The other thing I would say is you might just find it really, really tiring. If you're working until 12am to 2am or later, then getting up twice in the night with a baby, and then waking for the day at 6am, it might just be too much surviving on an hour or two of sleep a night. Babies don't sleep in! I've not set an alarm for 2.5 years except when I've been away traveling. I never get to sleep past 7am on a good day. On a bad day, I've been up from 5am. Now, it might be okay if you have a partner who can go to bed early and do much of the overnight stuff or let you sleep til 8 or whatever. But I find that going to bed at 10pm, several wake-ups during the night, and getting up when my daughter does around 6-6:30am is about as little sleep as I can cope with on an ongoing basis. She's 2.5 now. I think I would literally self-destruct if I was doing that and going to bed at 12 or 1am. But then you might find that doing it only 3-4 nights a week is just enough and you can get through it and catch up on sleep the other nights (though again, then that cuts down on quality time with your partner). When it's just me at home and my husband is away working, I go to bed at 8pm, just because I can do it and not feel guilty about not seeing him at all!

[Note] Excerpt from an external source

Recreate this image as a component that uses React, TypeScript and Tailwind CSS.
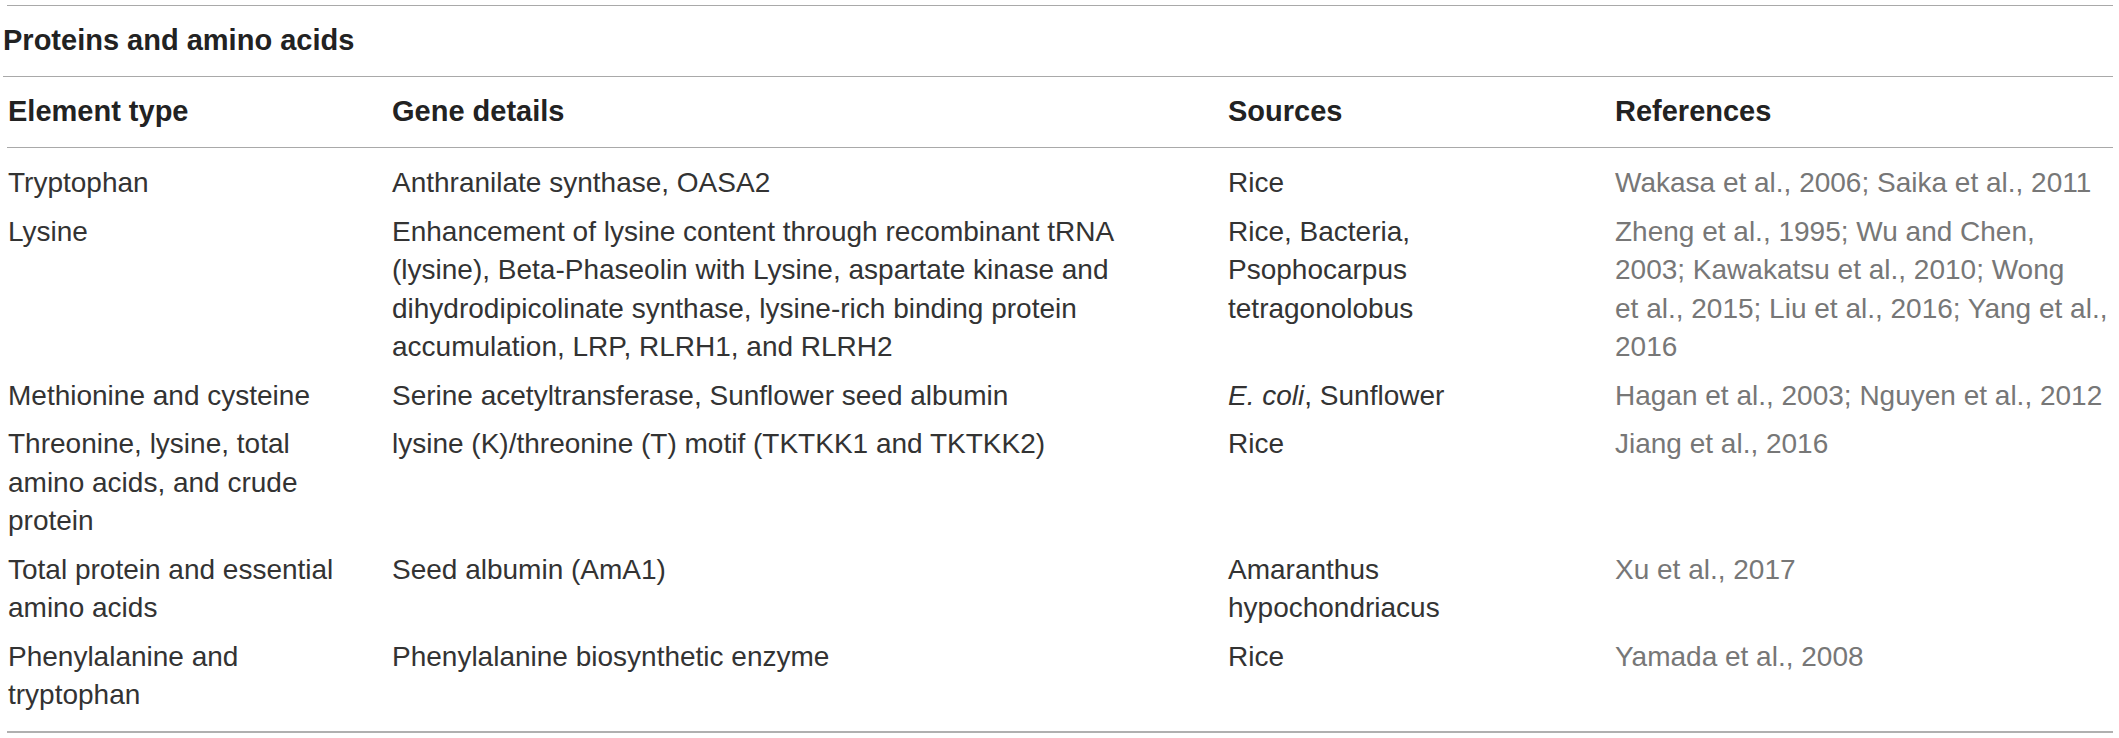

So I'm not saying it's unrealistic, but those are the things I would think about as you make a decision and there's no reason you couldn't do it on a trial basis and see how it goes. If you find it's too much, then you can look for something else. I would definitely look into starting a small business though. I think that's a much more realistic option for a SAHM. My husband and I run a business (though I'm not a SAHM, my daughter is in childcare 4 full days a week while I work), but I also do freelance work and I find that working for yourself makes it a lot easier to prioritise time at home and flexibility for family things. We've definitely both spent a lot more time at home with our daughter than we would have if we both had jobs somewhere else and it means we can plan work around life rather than the other way around.
 
We did it for a year... I only worked 3 half days a week... I went back to full time work... I had many reasons including of course the financial (although now I pay $1000/month for daycare...) but it was actually best for my daughter! I am not a teacher and even though I do my best to help her learn and discover, and we went to all the community center groups, its not the same! After 6 months in full time daycare she is thriving! She has friends, she is eating much better (discharged from feeding clinic) and she is singing, speaking and playing pretend! I also now have the financial ability to enroll her in specialty classes she LOVES like swimming and gymnastics.

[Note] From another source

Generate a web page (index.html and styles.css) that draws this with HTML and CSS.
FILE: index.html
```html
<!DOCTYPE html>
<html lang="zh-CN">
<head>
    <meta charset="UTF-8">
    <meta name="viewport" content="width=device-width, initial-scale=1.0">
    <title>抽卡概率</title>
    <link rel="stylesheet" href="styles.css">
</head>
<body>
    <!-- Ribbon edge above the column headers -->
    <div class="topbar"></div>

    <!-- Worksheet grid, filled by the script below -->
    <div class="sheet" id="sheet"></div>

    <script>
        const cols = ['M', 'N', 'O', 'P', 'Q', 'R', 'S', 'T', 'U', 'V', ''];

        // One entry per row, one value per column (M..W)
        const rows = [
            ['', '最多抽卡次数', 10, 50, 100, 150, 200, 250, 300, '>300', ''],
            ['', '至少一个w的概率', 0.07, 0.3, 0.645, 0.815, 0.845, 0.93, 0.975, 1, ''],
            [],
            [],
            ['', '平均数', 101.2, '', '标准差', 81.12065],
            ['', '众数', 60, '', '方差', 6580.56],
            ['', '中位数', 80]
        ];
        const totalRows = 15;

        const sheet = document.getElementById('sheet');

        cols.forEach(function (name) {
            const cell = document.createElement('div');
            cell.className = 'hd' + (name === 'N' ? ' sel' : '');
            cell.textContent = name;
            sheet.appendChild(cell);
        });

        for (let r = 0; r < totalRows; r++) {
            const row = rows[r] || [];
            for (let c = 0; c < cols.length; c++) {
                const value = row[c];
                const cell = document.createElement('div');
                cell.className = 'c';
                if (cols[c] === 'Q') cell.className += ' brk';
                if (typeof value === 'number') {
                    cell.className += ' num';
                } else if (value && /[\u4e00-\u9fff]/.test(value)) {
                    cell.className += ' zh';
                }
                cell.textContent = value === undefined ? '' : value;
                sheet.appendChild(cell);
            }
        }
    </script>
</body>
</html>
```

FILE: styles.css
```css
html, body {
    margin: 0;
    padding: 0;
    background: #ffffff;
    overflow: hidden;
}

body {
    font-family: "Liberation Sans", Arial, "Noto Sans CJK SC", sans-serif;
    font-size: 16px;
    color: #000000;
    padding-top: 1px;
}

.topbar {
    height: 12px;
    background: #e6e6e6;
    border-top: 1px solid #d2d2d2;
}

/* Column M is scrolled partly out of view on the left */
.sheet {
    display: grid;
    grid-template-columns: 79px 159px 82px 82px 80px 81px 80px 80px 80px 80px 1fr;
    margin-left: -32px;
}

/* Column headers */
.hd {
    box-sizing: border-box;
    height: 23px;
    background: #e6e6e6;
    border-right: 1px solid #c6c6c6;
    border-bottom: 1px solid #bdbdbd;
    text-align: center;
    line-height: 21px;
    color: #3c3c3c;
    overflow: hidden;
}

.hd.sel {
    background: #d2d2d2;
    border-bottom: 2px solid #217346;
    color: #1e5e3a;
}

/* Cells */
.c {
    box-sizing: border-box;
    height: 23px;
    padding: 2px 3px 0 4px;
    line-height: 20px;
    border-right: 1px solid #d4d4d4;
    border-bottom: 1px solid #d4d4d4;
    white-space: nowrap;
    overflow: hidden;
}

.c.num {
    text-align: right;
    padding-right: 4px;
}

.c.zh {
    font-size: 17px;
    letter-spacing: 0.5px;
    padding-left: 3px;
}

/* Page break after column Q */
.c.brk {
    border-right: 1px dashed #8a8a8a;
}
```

I also account for "luxuries vs. quality of life" - I have a cleaning lady 2x/ month - this means I can spend more time doing fun stuff with my daughter, plus 1x/week we do international takeout so we can learn about new cultures and try new things.
Just my opinion, but children need proper socialization and interaction with other children - if you can give your child that you are a far better mother then me, and by all means being a SAHM is a wonderful opportunity, but if you know you can't, put your child in daycare - at least part time!
 
Thanks everyone for your input! I am concerned about the late nights, yes. Generally I am one who needs my sleep so that would be the only issue. Ideally I could get some earlier nights where I'd be done by 10:00-10:30.

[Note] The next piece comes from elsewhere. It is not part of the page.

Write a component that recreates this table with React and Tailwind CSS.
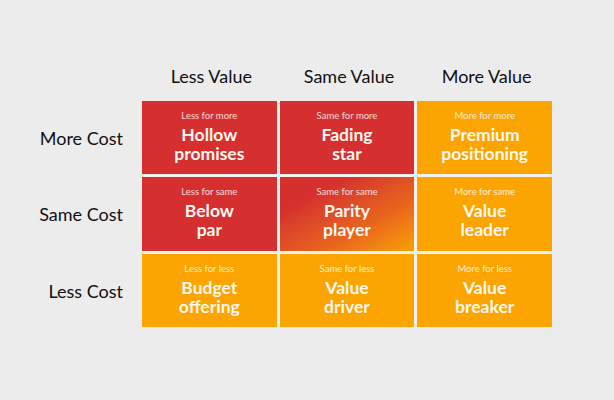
export default function App() {
  const red = "bg-[#d52f2f]";
  const orange = "bg-[#fca400]";
  const cells = [
    { sub: "Less for more", t1: "Hollow", t2: "promises", c: red },
    { sub: "Same for more", t1: "Fading", t2: "star", c: red },
    { sub: "More for more", t1: "Premium", t2: "positioning", c: orange },
    { sub: "Less for same", t1: "Below", t2: "par", c: red },
    { sub: "Same for same", t1: "Parity", t2: "player", c: "bg-linear-to-br from-[#d5302e] from-25% via-[#e8641b] via-65% to-[#f8a000]" },
    { sub: "More for same", t1: "Value", t2: "leader", c: orange },
    { sub: "Less for less", t1: "Budget", t2: "offering", c: orange },
    { sub: "Same for less", t1: "Value", t2: "driver", c: orange },
    { sub: "More for less", t1: "Value", t2: "breaker", c: orange },
  ];
  const rows = ["More Cost", "Same Cost", "Less Cost"];
  const cols = ["Less Value", "Same Value", "More Value"];
  return (
    <div
      className="w-[614px] h-[400px] bg-[#ececec] text-[#111] pt-[63px]"
      style={{ fontFamily: "Lato, 'Noto Sans', sans-serif" }}
    >
      <div className="flex pl-[142px]">
        <div className="grid grid-cols-3 gap-[3px] w-[410px]">
          {cols.map((c) => (
            <div key={c} className="text-center text-[18px] leading-[27px] pl-[4px]">
              {c}
            </div>
          ))}
        </div>
      </div>
      <div className="flex mt-[11px]">
        <div className="w-[142px] pr-[19px] grid grid-rows-3 gap-[3px] h-[226px]">
          {rows.map((r) => (
            <div key={r} className="flex items-center justify-end text-[18px] pt-[2px]">
              {r}
            </div>
          ))}
        </div>
        <div className="w-[410px] h-[226px] grid grid-cols-3 grid-rows-3 gap-[3px] bg-[#f7f2ee]">
          {cells.map((cell, i) => (
            <div
              key={i}
              className={`${cell.c} flex flex-col items-center justify-center text-center text-white pb-[2px]`}
            >
              <div className="text-[9.5px] leading-[12px] text-white/80 mb-[3px]">{cell.sub}</div>
              <div className="text-[17.5px] leading-[19px] font-bold text-[#fff8f0]">{cell.t1}</div>
              <div className="text-[17.5px] leading-[19px] font-bold text-[#fff8f0]">{cell.t2}</div>
            </div>
          ))}
        </div>
      </div>
    </div>
  );
}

The best solution would be that I can find a job closer to home with better hours! However, it just doesn't seem likely to happen any time soon. Local jobs in our small rural area are very VERY hard to come by unless you have connections.

We're probably going to wait at least a year until I can get caught up on some bills but I'm just trying to think outside of the box for ideas in case another job doesn't present itself.